TASK | Can you transcribe every entry word for word, skipping the images?

___ EXERCISE DATA

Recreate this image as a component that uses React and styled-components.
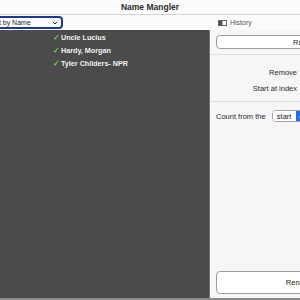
import React from 'react';
import styled, { createGlobalStyle } from 'styled-components';

const GlobalStyle = createGlobalStyle`
    html, body {
        margin: 0;
        padding: 0;
        width: 300px;
        height: 300px;
        overflow: hidden;
        background: #f6f6f6;
        font-family: "Liberation Sans", Arial, sans-serif;
    }
`;

const Window = styled.div`
    width: 300px;
    height: 300px;
    display: flex;
    flex-direction: column;
    overflow: hidden;
`;

const TitleBar = styled.div`
    height: 14px;
    flex: none;
    display: flex;
    align-items: center;
    justify-content: center;
    background: #fbfbfb;
    border-bottom: 1px solid #d4d4d4;
    font-size: 8.5px;
    font-weight: bold;
    color: #2b2b2b;
`;

const Toolbar = styled.div`
    height: 15px;
    flex: none;
    display: grid;
    grid-template-columns: 210px 1fr;
    background: #fbfbfb;
`;

const ToolLeft = styled.div`
    display: flex;
    align-items: center;
    overflow: hidden;
`;

const SortSelect = styled.div`
    margin-left: -18px;
    width: 70px;
    height: 9px;
    display: flex;
    align-items: center;
    justify-content: space-between;
    padding: 0 3px 0 4px;
    background: #fff;
    border: 2px solid #1c3a94;
    border-radius: 4px;
    font-size: 7px;
    color: #222;
`;

const ToolRight = styled.div`
    display: flex;
    align-items: center;
    gap: 3px;
    padding-left: 8px;
    font-size: 7px;
    color: #555;
`;

const Body = styled.div`
    flex: 1;
    display: grid;
    grid-template-columns: 210px 1fr;
    min-height: 0;
`;

const ListPane = styled.div`
    background: #4b4b4b;
    border-right: 1px solid #727272;
    padding-top: 1px;
`;

const Row = styled.div`
    height: 13px;
    display: flex;
    align-items: center;
    padding-left: 53px;
    gap: 2px;
    font-size: 7.2px;
    font-weight: bold;
    color: #f2f2f2;
`;

const Check = styled.span`
    width: 6px;
    color: #72d04a;
    font-size: 8px;
`;

const SidePane = styled.div`
    width: 180px;
    display: flex;
    flex-direction: column;
    background: #f6f6f6;
`;

const Section = styled.div`
    padding: ${p => p.pad || '0 0 0 6px'};
    border-bottom: ${p => (p.last ? 'none' : '1px solid #dedede')};
    display: flex;
    flex-direction: column;
    flex: ${p => (p.grow ? 1 : 'none')};
`;

const PaneButton = styled.button`
    width: 168px;
    height: ${p => p.h}px;
    background: #fff;
    border: 1px solid #9d9d9d;
    border-radius: 4px;
    font-family: inherit;
    font-size: 7.5px;
    color: #222;
    padding: 0;
`;

const FieldRow = styled.div`
    display: grid;
    grid-template-columns: 81px 1fr;
    align-items: center;
    height: 16px;
`;

const Label = styled.span`
    font-size: 7.5px;
    color: #2a2a2a;
    text-align: ${p => (p.right ? 'right' : 'left')};
    white-space: nowrap;
`;

const InlineRow = styled.div`
    display: flex;
    align-items: center;
    gap: 6px;
    height: 12px;
`;

const Segmented = styled.div`
    display: flex;
    height: 10px;
    border: 1px solid #a6a6a6;
    border-radius: 4px;
    overflow: hidden;
    background: #fff;
`;

const Segment = styled.span`
    display: flex;
    align-items: center;
    justify-content: center;
    width: ${p => p.w}px;
    font-size: 7.5px;
    color: ${p => (p.active ? '#fff' : '#222')};
    background: ${p => (p.active ? '#2869e8' : '#fff')};
`;

const Spacer = styled.div`
    flex: 1;
`;

const BottomStrip = styled.div`
    height: 2px;
    flex: none;
    background: #8a8a8a;
`;

const SidebarIcon = () => (
    <svg width="9" height="6" viewBox="0 0 9 6">
        <rect x="0.5" y="0.5" width="8" height="5" fill="#fff" stroke="#666" />
        <rect x="0.5" y="0.5" width="4" height="5" fill="#555" />
    </svg>
);

const ChevronDown = () => (
    <svg width="6" height="4" viewBox="0 0 6 4">
        <path d="M0.8 0.8 L3 3 L5.2 0.8" fill="none" stroke="#222" strokeWidth="1" />
    </svg>
);

const names = ['Uncle Lucius', 'Hardy, Morgan', 'Tyler Childers- NPR'];

export default function App() {
    return (
        <Window>
            <GlobalStyle />
            <TitleBar>Name Mangler</TitleBar>
            <Toolbar>
                <ToolLeft>
                    <SortSelect>
                        <span>Sort by Name</span>
                        <ChevronDown />
                    </SortSelect>
                </ToolLeft>
                <ToolRight>
                    <SidebarIcon />
                    History
                </ToolRight>
            </Toolbar>
            <Body>
                <ListPane>
                    {names.map(n => (
                        <Row key={n}>
                            <Check>✓</Check>
                            {n}
                        </Row>
                    ))}
                </ListPane>
                <SidePane>
                    <Section pad="5px 0 5px 6px">
                        <PaneButton h={14}>Run</PaneButton>
                    </Section>
                    <Section pad="9px 0 5px 6px">
                        <FieldRow>
                            <Label right>Remove</Label>
                        </FieldRow>
                        <FieldRow>
                            <Label right>Start at index</Label>
                        </FieldRow>
                    </Section>
                    <Section pad="8px 0 4px 6px" grow last>
                        <InlineRow>
                            <Label>Count from the</Label>
                            <Segmented>
                                <Segment w={23}>start</Segment>
                                <Segment w={20} active>end</Segment>
                            </Segmented>
                        </InlineRow>
                        <Spacer />
                        <PaneButton h={23}>Rename</PaneButton>
                    </Section>
                </SidePane>
            </Body>
            <BottomStrip />
        </Window>
    );
}
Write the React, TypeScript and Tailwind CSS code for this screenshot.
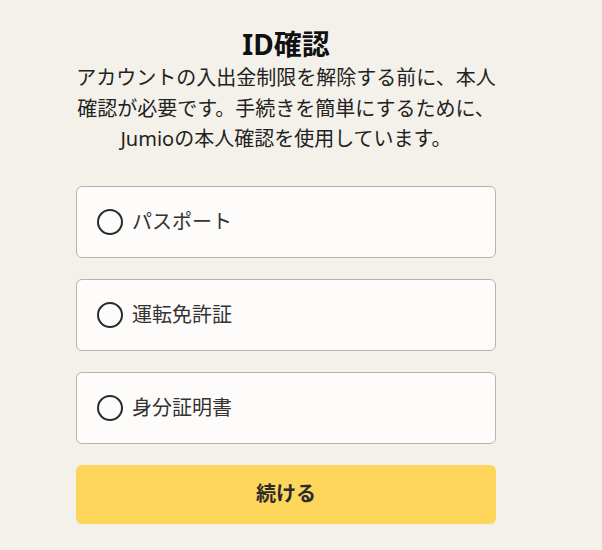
import React, { useState } from 'react';

const options = ['パスポート', '運転免許証', '身分証明書'];

export default function App() {
  const [selected, setSelected] = useState<number | null>(null);

  return (
    <div
      className="min-h-[550px] w-full bg-[#f4f1ea] text-[#222]"
      style={{ fontFamily: '"Noto Sans", "Noto Sans CJK JP", sans-serif' }}
    >
      <div className="ml-[76px] w-[420px] pt-[26px]">
        <h1 className="text-center text-[28px] font-bold leading-[36px] text-[#111]">ID確認</h1>
        <p className="mt-[1px] text-center text-[20px] leading-[30.5px] text-[#222]">
          アカウントの入出金制限を解除する前に、本人
          <br />
          確認が必要です。手続きを簡単にするために、
          <br />
          Jumioの本人確認を使用しています。
        </p>

        <div className="mt-[31px] flex flex-col gap-[21px]">
          {options.map((label, i) => (
            <button
              key={label}
              onClick={() => setSelected(i)}
              className="flex h-[72px] items-center gap-[9px] rounded-[6px] border border-[#b8b3ab] bg-[#fdfcfa] pl-[20px] text-left"
            >
              <span className="flex h-[26px] w-[26px] items-center justify-center rounded-full border-2 border-[#2a2a2a]">
                {selected === i && <span className="h-[12px] w-[12px] rounded-full bg-[#2a2a2a]" />}
              </span>
              <span className="text-[20px] leading-none text-[#333]">{label}</span>
            </button>
          ))}

          <button className="h-[59px] rounded-[6px] bg-[#fdd65b] text-[20px] font-bold text-[#2b2b2b]">
            続ける
          </button>
        </div>
      </div>
    </div>
  );
}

______

WRITTEN SOLUTION |
Recreate this image as a component that uses React and styled-components.
import React from 'react';
import styled, { createGlobalStyle } from 'styled-components';

const GlobalStyle = createGlobalStyle`
    html, body {
        margin: 0;
        padding: 0;
        width: 300px;
        height: 300px;
        overflow: hidden;
        background: #f6f6f6;
        font-family: "Liberation Sans", Arial, sans-serif;
    }
`;

const Window = styled.div`
    width: 300px;
    height: 300px;
    display: flex;
    flex-direction: column;
    overflow: hidden;
`;

const TitleBar = styled.div`
    height: 14px;
    flex: none;
    display: flex;
    align-items: center;
    justify-content: center;
    background: #fbfbfb;
    border-bottom: 1px solid #d4d4d4;
    font-size: 8.5px;
    font-weight: bold;
    color: #2b2b2b;
`;

const Toolbar = styled.div`
    height: 15px;
    flex: none;
    display: grid;
    grid-template-columns: 210px 1fr;
    background: #fbfbfb;
`;

const ToolLeft = styled.div`
    display: flex;
    align-items: center;
    overflow: hidden;
`;

const SortSelect = styled.div`
    margin-left: -18px;
    width: 70px;
    height: 9px;
    display: flex;
    align-items: center;
    justify-content: space-between;
    padding: 0 3px 0 4px;
    background: #fff;
    border: 2px solid #1c3a94;
    border-radius: 4px;
    font-size: 7px;
    color: #222;
`;

const ToolRight = styled.div`
    display: flex;
    align-items: center;
    gap: 3px;
    padding-left: 8px;
    font-size: 7px;
    color: #555;
`;

const Body = styled.div`
    flex: 1;
    display: grid;
    grid-template-columns: 210px 1fr;
    min-height: 0;
`;

const ListPane = styled.div`
    background: #4b4b4b;
    border-right: 1px solid #727272;
    padding-top: 1px;
`;

const Row = styled.div`
    height: 13px;
    display: flex;
    align-items: center;
    padding-left: 53px;
    gap: 2px;
    font-size: 7.2px;
    font-weight: bold;
    color: #f2f2f2;
`;

const Check = styled.span`
    width: 6px;
    color: #72d04a;
    font-size: 8px;
`;

const SidePane = styled.div`
    width: 180px;
    display: flex;
    flex-direction: column;
    background: #f6f6f6;
`;

const Section = styled.div`
    padding: ${p => p.pad || '0 0 0 6px'};
    border-bottom: ${p => (p.last ? 'none' : '1px solid #dedede')};
    display: flex;
    flex-direction: column;
    flex: ${p => (p.grow ? 1 : 'none')};
`;

const PaneButton = styled.button`
    width: 168px;
    height: ${p => p.h}px;
    background: #fff;
    border: 1px solid #9d9d9d;
    border-radius: 4px;
    font-family: inherit;
    font-size: 7.5px;
    color: #222;
    padding: 0;
`;

const FieldRow = styled.div`
    display: grid;
    grid-template-columns: 81px 1fr;
    align-items: center;
    height: 16px;
`;

const Label = styled.span`
    font-size: 7.5px;
    color: #2a2a2a;
    text-align: ${p => (p.right ? 'right' : 'left')};
    white-space: nowrap;
`;

const InlineRow = styled.div`
    display: flex;
    align-items: center;
    gap: 6px;
    height: 12px;
`;

const Segmented = styled.div`
    display: flex;
    height: 10px;
    border: 1px solid #a6a6a6;
    border-radius: 4px;
    overflow: hidden;
    background: #fff;
`;

const Segment = styled.span`
    display: flex;
    align-items: center;
    justify-content: center;
    width: ${p => p.w}px;
    font-size: 7.5px;
    color: ${p => (p.active ? '#fff' : '#222')};
    background: ${p => (p.active ? '#2869e8' : '#fff')};
`;

const Spacer = styled.div`
    flex: 1;
`;

const BottomStrip = styled.div`
    height: 2px;
    flex: none;
    background: #8a8a8a;
`;

const SidebarIcon = () => (
    <svg width="9" height="6" viewBox="0 0 9 6">
        <rect x="0.5" y="0.5" width="8" height="5" fill="#fff" stroke="#666" />
        <rect x="0.5" y="0.5" width="4" height="5" fill="#555" />
    </svg>
);

const ChevronDown = () => (
    <svg width="6" height="4" viewBox="0 0 6 4">
        <path d="M0.8 0.8 L3 3 L5.2 0.8" fill="none" stroke="#222" strokeWidth="1" />
    </svg>
);

const names = ['Uncle Lucius', 'Hardy, Morgan', 'Tyler Childers- NPR'];

export default function App() {
    return (
        <Window>
            <GlobalStyle />
            <TitleBar>Name Mangler</TitleBar>
            <Toolbar>
                <ToolLeft>
                    <SortSelect>
                        <span>Sort by Name</span>
                        <ChevronDown />
                    </SortSelect>
                </ToolLeft>
                <ToolRight>
                    <SidebarIcon />
                    History
                </ToolRight>
            </Toolbar>
            <Body>
                <ListPane>
                    {names.map(n => (
                        <Row key={n}>
                            <Check>✓</Check>
                            {n}
                        </Row>
                    ))}
                </ListPane>
                <SidePane>
                    <Section pad="5px 0 5px 6px">
                        <PaneButton h={14}>Run</PaneButton>
                    </Section>
                    <Section pad="9px 0 5px 6px">
                        <FieldRow>
                            <Label right>Remove</Label>
                        </FieldRow>
                        <FieldRow>
                            <Label right>Start at index</Label>
                        </FieldRow>
                    </Section>
                    <Section pad="8px 0 4px 6px" grow last>
                        <InlineRow>
                            <Label>Count from the</Label>
                            <Segmented>
                                <Segment w={23}>start</Segment>
                                <Segment w={20} active>end</Segment>
                            </Segmented>
                        </InlineRow>
                        <Spacer />
                        <PaneButton h={23}>Rename</PaneButton>
                    </Section>
                </SidePane>
            </Body>
            <BottomStrip />
        </Window>
    );
}
Write the React, TypeScript and Tailwind CSS code for this screenshot.
import React, { useState } from 'react';

const options = ['パスポート', '運転免許証', '身分証明書'];

export default function App() {
  const [selected, setSelected] = useState<number | null>(null);

  return (
    <div
      className="min-h-[550px] w-full bg-[#f4f1ea] text-[#222]"
      style={{ fontFamily: '"Noto Sans", "Noto Sans CJK JP", sans-serif' }}
    >
      <div className="ml-[76px] w-[420px] pt-[26px]">
        <h1 className="text-center text-[28px] font-bold leading-[36px] text-[#111]">ID確認</h1>
        <p className="mt-[1px] text-center text-[20px] leading-[30.5px] text-[#222]">
          アカウントの入出金制限を解除する前に、本人
          <br />
          確認が必要です。手続きを簡単にするために、
          <br />
          Jumioの本人確認を使用しています。
        </p>

        <div className="mt-[31px] flex flex-col gap-[21px]">
          {options.map((label, i) => (
            <button
              key={label}
              onClick={() => setSelected(i)}
              className="flex h-[72px] items-center gap-[9px] rounded-[6px] border border-[#b8b3ab] bg-[#fdfcfa] pl-[20px] text-left"
            >
              <span className="flex h-[26px] w-[26px] items-center justify-center rounded-full border-2 border-[#2a2a2a]">
                {selected === i && <span className="h-[12px] w-[12px] rounded-full bg-[#2a2a2a]" />}
              </span>
              <span className="text-[20px] leading-none text-[#333]">{label}</span>
            </button>
          ))}

          <button className="h-[59px] rounded-[6px] bg-[#fdd65b] text-[20px] font-bold text-[#2b2b2b]">
            続ける
          </button>
        </div>
      </div>
    </div>
  );
}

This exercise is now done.